» **Dataset extract**:
:::

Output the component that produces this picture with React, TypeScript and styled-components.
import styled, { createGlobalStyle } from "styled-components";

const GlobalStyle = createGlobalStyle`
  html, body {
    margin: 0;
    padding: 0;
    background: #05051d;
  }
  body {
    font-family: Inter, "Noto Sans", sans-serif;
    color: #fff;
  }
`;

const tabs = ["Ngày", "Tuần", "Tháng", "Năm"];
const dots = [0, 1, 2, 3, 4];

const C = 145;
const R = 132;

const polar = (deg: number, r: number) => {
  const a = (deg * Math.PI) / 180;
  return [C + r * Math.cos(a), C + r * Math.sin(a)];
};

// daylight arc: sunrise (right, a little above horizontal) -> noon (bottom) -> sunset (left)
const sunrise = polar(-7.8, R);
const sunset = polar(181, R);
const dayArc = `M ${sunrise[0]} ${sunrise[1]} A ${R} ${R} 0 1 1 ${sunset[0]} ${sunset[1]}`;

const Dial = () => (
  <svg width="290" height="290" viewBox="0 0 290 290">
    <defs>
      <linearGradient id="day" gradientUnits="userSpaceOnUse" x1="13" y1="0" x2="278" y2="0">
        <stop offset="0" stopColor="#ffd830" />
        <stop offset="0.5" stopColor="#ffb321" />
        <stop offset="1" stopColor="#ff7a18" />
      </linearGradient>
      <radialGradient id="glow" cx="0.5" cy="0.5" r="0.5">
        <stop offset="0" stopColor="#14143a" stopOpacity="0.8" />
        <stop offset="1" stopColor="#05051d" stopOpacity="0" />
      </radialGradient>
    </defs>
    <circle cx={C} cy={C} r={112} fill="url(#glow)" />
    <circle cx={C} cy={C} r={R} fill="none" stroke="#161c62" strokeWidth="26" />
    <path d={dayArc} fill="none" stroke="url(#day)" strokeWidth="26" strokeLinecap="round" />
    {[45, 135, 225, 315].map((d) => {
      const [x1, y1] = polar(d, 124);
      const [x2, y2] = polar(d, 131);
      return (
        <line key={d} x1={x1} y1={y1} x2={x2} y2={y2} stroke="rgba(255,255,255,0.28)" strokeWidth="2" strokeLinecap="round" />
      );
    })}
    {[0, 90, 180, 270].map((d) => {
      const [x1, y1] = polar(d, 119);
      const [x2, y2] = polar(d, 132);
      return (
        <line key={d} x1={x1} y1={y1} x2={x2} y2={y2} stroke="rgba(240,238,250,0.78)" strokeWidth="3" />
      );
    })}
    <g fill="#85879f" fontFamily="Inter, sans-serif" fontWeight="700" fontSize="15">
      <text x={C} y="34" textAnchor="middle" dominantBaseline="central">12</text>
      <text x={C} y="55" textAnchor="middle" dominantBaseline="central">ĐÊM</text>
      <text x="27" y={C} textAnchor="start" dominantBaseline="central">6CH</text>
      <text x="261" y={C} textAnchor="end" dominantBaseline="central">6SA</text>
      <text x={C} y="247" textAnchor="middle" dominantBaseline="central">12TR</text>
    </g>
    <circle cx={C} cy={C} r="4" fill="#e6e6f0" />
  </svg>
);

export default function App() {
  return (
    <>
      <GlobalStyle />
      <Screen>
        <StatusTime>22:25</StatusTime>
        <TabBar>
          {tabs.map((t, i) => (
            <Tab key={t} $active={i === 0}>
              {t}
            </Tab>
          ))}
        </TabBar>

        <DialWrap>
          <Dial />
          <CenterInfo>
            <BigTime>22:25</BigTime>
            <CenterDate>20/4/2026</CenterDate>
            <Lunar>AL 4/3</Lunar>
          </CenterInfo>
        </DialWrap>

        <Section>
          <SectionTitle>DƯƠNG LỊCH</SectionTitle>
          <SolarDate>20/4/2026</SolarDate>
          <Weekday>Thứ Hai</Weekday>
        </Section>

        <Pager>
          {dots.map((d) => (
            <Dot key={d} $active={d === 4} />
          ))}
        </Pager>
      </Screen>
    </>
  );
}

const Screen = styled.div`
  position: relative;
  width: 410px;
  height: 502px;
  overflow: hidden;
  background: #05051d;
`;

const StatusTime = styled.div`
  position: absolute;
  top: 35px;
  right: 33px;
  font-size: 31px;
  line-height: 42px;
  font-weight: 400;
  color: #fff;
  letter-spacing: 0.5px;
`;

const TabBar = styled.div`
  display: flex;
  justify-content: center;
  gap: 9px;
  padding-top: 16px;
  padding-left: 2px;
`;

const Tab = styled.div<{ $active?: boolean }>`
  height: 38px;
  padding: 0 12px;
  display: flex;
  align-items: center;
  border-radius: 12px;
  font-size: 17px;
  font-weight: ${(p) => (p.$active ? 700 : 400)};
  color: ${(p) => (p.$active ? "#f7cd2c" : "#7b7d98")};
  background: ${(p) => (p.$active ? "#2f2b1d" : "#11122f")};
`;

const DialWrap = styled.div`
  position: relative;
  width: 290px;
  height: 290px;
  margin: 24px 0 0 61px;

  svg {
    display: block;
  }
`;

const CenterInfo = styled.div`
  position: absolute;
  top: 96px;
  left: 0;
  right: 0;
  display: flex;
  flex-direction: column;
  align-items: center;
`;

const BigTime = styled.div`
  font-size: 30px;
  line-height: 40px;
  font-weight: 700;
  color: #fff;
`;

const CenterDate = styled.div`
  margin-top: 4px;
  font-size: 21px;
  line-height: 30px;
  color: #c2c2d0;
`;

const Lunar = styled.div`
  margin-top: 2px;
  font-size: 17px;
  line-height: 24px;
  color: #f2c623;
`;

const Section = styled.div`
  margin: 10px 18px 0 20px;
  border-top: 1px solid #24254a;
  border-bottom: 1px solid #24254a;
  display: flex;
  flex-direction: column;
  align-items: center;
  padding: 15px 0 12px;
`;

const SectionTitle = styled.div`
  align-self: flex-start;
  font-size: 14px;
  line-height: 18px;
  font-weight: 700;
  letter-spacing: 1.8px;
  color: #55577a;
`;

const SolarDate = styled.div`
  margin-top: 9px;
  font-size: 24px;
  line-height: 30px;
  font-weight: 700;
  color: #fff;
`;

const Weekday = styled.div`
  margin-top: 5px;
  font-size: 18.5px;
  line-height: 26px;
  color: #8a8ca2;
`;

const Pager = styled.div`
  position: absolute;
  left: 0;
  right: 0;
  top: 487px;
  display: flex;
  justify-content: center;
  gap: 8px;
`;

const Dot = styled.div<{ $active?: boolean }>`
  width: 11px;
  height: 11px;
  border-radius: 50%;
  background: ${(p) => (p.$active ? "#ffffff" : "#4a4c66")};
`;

:::

» **Exercise**: Every line above should be printed again exactly as it stands.

» **Correct response**:
Output the component that produces this picture with React, TypeScript and styled-components.
import styled, { createGlobalStyle } from "styled-components";

const GlobalStyle = createGlobalStyle`
  html, body {
    margin: 0;
    padding: 0;
    background: #05051d;
  }
  body {
    font-family: Inter, "Noto Sans", sans-serif;
    color: #fff;
  }
`;

const tabs = ["Ngày", "Tuần", "Tháng", "Năm"];
const dots = [0, 1, 2, 3, 4];

const C = 145;
const R = 132;

const polar = (deg: number, r: number) => {
  const a = (deg * Math.PI) / 180;
  return [C + r * Math.cos(a), C + r * Math.sin(a)];
};

// daylight arc: sunrise (right, a little above horizontal) -> noon (bottom) -> sunset (left)
const sunrise = polar(-7.8, R);
const sunset = polar(181, R);
const dayArc = `M ${sunrise[0]} ${sunrise[1]} A ${R} ${R} 0 1 1 ${sunset[0]} ${sunset[1]}`;

const Dial = () => (
  <svg width="290" height="290" viewBox="0 0 290 290">
    <defs>
      <linearGradient id="day" gradientUnits="userSpaceOnUse" x1="13" y1="0" x2="278" y2="0">
        <stop offset="0" stopColor="#ffd830" />
        <stop offset="0.5" stopColor="#ffb321" />
        <stop offset="1" stopColor="#ff7a18" />
      </linearGradient>
      <radialGradient id="glow" cx="0.5" cy="0.5" r="0.5">
        <stop offset="0" stopColor="#14143a" stopOpacity="0.8" />
        <stop offset="1" stopColor="#05051d" stopOpacity="0" />
      </radialGradient>
    </defs>
    <circle cx={C} cy={C} r={112} fill="url(#glow)" />
    <circle cx={C} cy={C} r={R} fill="none" stroke="#161c62" strokeWidth="26" />
    <path d={dayArc} fill="none" stroke="url(#day)" strokeWidth="26" strokeLinecap="round" />
    {[45, 135, 225, 315].map((d) => {
      const [x1, y1] = polar(d, 124);
      const [x2, y2] = polar(d, 131);
      return (
        <line key={d} x1={x1} y1={y1} x2={x2} y2={y2} stroke="rgba(255,255,255,0.28)" strokeWidth="2" strokeLinecap="round" />
      );
    })}
    {[0, 90, 180, 270].map((d) => {
      const [x1, y1] = polar(d, 119);
      const [x2, y2] = polar(d, 132);
      return (
        <line key={d} x1={x1} y1={y1} x2={x2} y2={y2} stroke="rgba(240,238,250,0.78)" strokeWidth="3" />
      );
    })}
    <g fill="#85879f" fontFamily="Inter, sans-serif" fontWeight="700" fontSize="15">
      <text x={C} y="34" textAnchor="middle" dominantBaseline="central">12</text>
      <text x={C} y="55" textAnchor="middle" dominantBaseline="central">ĐÊM</text>
      <text x="27" y={C} textAnchor="start" dominantBaseline="central">6CH</text>
      <text x="261" y={C} textAnchor="end" dominantBaseline="central">6SA</text>
      <text x={C} y="247" textAnchor="middle" dominantBaseline="central">12TR</text>
    </g>
    <circle cx={C} cy={C} r="4" fill="#e6e6f0" />
  </svg>
);

export default function App() {
  return (
    <>
      <GlobalStyle />
      <Screen>
        <StatusTime>22:25</StatusTime>
        <TabBar>
          {tabs.map((t, i) => (
            <Tab key={t} $active={i === 0}>
              {t}
            </Tab>
          ))}
        </TabBar>

        <DialWrap>
          <Dial />
          <CenterInfo>
            <BigTime>22:25</BigTime>
            <CenterDate>20/4/2026</CenterDate>
            <Lunar>AL 4/3</Lunar>
          </CenterInfo>
        </DialWrap>

        <Section>
          <SectionTitle>DƯƠNG LỊCH</SectionTitle>
          <SolarDate>20/4/2026</SolarDate>
          <Weekday>Thứ Hai</Weekday>
        </Section>

        <Pager>
          {dots.map((d) => (
            <Dot key={d} $active={d === 4} />
          ))}
        </Pager>
      </Screen>
    </>
  );
}

const Screen = styled.div`
  position: relative;
  width: 410px;
  height: 502px;
  overflow: hidden;
  background: #05051d;
`;

const StatusTime = styled.div`
  position: absolute;
  top: 35px;
  right: 33px;
  font-size: 31px;
  line-height: 42px;
  font-weight: 400;
  color: #fff;
  letter-spacing: 0.5px;
`;

const TabBar = styled.div`
  display: flex;
  justify-content: center;
  gap: 9px;
  padding-top: 16px;
  padding-left: 2px;
`;

const Tab = styled.div<{ $active?: boolean }>`
  height: 38px;
  padding: 0 12px;
  display: flex;
  align-items: center;
  border-radius: 12px;
  font-size: 17px;
  font-weight: ${(p) => (p.$active ? 700 : 400)};
  color: ${(p) => (p.$active ? "#f7cd2c" : "#7b7d98")};
  background: ${(p) => (p.$active ? "#2f2b1d" : "#11122f")};
`;

const DialWrap = styled.div`
  position: relative;
  width: 290px;
  height: 290px;
  margin: 24px 0 0 61px;

  svg {
    display: block;
  }
`;

const CenterInfo = styled.div`
  position: absolute;
  top: 96px;
  left: 0;
  right: 0;
  display: flex;
  flex-direction: column;
  align-items: center;
`;

const BigTime = styled.div`
  font-size: 30px;
  line-height: 40px;
  font-weight: 700;
  color: #fff;
`;

const CenterDate = styled.div`
  margin-top: 4px;
  font-size: 21px;
  line-height: 30px;
  color: #c2c2d0;
`;

const Lunar = styled.div`
  margin-top: 2px;
  font-size: 17px;
  line-height: 24px;
  color: #f2c623;
`;

const Section = styled.div`
  margin: 10px 18px 0 20px;
  border-top: 1px solid #24254a;
  border-bottom: 1px solid #24254a;
  display: flex;
  flex-direction: column;
  align-items: center;
  padding: 15px 0 12px;
`;

const SectionTitle = styled.div`
  align-self: flex-start;
  font-size: 14px;
  line-height: 18px;
  font-weight: 700;
  letter-spacing: 1.8px;
  color: #55577a;
`;

const SolarDate = styled.div`
  margin-top: 9px;
  font-size: 24px;
  line-height: 30px;
  font-weight: 700;
  color: #fff;
`;

const Weekday = styled.div`
  margin-top: 5px;
  font-size: 18.5px;
  line-height: 26px;
  color: #8a8ca2;
`;

const Pager = styled.div`
  position: absolute;
  left: 0;
  right: 0;
  top: 487px;
  display: flex;
  justify-content: center;
  gap: 8px;
`;

const Dot = styled.div<{ $active?: boolean }>`
  width: 11px;
  height: 11px;
  border-radius: 50%;
  background: ${(p) => (p.$active ? "#ffffff" : "#4a4c66")};
`;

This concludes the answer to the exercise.